Сначала последовало несколько неуверенных хлопков, а потом грянули аплодисменты. Педагог рассмеялся:

— И как вам история с предысторией?

— Это был розыгрыш?! Вы нас разыграли, Василий Игнатьевич?! А как же слухи про вашу дочь? Про студентку?

— Все намного проще и не так трагично, как было в моем рассказе. Вера действительно училась у меня на курсе, но никто не знал, что она моя дочь до определенного срока. Она жила со своей матерью в другом месте. И мы с ней договорились не афишировать наши родственные связи. Два года нам удавалось это скрывать. Но потом пошли подозрения, что я положил на нее глаз. И нам пришлось во всем признаться. Правда, поступала она на общих правах, тут я ей не помогал, руку свою не прикладывал. Никакого блата.

— А как же… выбросилась из окна?

— Она не выбросилась. С чего вы взяли? Решила проветрить помещение.

— И где теперь Вера, Василий Игнатьевич?

— Вера Васильевна преподает у вас речь, разве вы не помните? Кто у нее занимается?

— Вера Васильевна? Это она? Вау! А мы думали, что она ваша жена.

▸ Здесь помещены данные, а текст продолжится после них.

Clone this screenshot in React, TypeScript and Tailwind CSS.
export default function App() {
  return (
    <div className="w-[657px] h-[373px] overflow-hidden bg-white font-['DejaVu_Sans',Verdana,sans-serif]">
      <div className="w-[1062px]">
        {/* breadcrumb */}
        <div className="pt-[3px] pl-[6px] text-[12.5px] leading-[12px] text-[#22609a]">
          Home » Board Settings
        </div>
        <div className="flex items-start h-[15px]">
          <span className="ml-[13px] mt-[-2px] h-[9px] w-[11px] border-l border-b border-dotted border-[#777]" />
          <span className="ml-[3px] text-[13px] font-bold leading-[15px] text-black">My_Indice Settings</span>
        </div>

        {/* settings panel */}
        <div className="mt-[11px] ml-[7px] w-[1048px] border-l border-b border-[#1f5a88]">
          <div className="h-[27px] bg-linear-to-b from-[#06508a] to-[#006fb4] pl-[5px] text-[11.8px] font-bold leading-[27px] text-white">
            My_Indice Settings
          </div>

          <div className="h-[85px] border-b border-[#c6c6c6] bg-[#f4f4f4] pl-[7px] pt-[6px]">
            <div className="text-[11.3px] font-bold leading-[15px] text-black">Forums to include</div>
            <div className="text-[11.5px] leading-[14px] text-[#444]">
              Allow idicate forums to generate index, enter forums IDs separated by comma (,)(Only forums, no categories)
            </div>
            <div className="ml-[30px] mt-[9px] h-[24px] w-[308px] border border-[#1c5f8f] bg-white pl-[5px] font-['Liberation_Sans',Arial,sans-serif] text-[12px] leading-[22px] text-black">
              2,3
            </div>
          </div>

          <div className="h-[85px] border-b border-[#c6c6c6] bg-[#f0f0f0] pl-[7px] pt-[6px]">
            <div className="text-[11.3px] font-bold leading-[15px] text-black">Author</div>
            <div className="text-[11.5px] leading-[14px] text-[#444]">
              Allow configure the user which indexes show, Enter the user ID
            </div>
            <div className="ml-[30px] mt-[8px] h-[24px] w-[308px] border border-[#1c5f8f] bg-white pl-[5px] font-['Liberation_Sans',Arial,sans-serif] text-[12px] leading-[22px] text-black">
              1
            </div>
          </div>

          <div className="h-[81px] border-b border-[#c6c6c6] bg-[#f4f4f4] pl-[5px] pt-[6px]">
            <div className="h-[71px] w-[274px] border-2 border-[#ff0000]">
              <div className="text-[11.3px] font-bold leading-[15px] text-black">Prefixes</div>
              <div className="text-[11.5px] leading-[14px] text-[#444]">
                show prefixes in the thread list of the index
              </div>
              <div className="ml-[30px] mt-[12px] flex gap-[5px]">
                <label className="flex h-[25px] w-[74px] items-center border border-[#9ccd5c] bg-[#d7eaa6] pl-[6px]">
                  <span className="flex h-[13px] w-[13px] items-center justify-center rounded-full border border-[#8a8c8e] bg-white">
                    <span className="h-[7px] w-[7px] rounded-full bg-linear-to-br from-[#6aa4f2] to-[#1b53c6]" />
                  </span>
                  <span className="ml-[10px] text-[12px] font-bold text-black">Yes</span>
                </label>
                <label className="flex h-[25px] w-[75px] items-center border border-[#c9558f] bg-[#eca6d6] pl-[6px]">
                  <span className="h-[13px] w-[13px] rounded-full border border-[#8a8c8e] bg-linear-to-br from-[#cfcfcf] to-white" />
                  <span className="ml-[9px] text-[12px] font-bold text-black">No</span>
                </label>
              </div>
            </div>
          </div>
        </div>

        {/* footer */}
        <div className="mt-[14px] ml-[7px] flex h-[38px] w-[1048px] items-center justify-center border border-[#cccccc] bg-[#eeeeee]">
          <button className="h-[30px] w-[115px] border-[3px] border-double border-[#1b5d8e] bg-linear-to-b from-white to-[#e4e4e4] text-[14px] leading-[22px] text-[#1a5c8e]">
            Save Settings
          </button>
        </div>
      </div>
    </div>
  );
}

Девчонки подняли неимоверный шум. А когда расходились, долго еще не могли успокоиться. Вот тебе и «Горе от ума»! Вот тебе и неприметный старичок-боровичок! Не занятие, а целый спектакль.

Уже выйдя из аудитории, мы с Сысоевым остановились и, не сговариваясь, вернулись в класс.

— Василий Игнатьевич, — произнес Сергей, — все-таки объясните, зачем вы ежегодно устраиваете подобный маскарад? Зачем рассказываете эту историю?

— Маскарад, говоришь? – Василий Игнатьевич посерьезнел. – Да нет, Сережа, не маскарад это. А самая что ни на есть жизнь. И в этой истории есть правда жизни, не выдуманная, не сочиненная драматургом. А по поводу «ежегодно»… Тут ты прав. Это я делаю намеренно, чтобы и другие люди, совсем молодые, еще не опытные, такие как вы, могли с самого начала даже не понять, а почувствовать, что театр намного реальнее, чем мы привыкли его себе представлять. И в истинном театре, где работа ведется по системе Станиславского, история и предыстория неразрывно связаны, как в моем случае. Согласны?

Мы молча кивнули.

— Ну что ж, тогда вы меня поймете как надо. А сейчас идите. У вас еще сегодня занятия?

— Нет, ваше – последнее. До свиданья, Василий Игнатьевич.

Я вслед за Сергеем вышел в коридор.

Навстречу нам, загадочно улыбаясь, шла Вера Васильевна.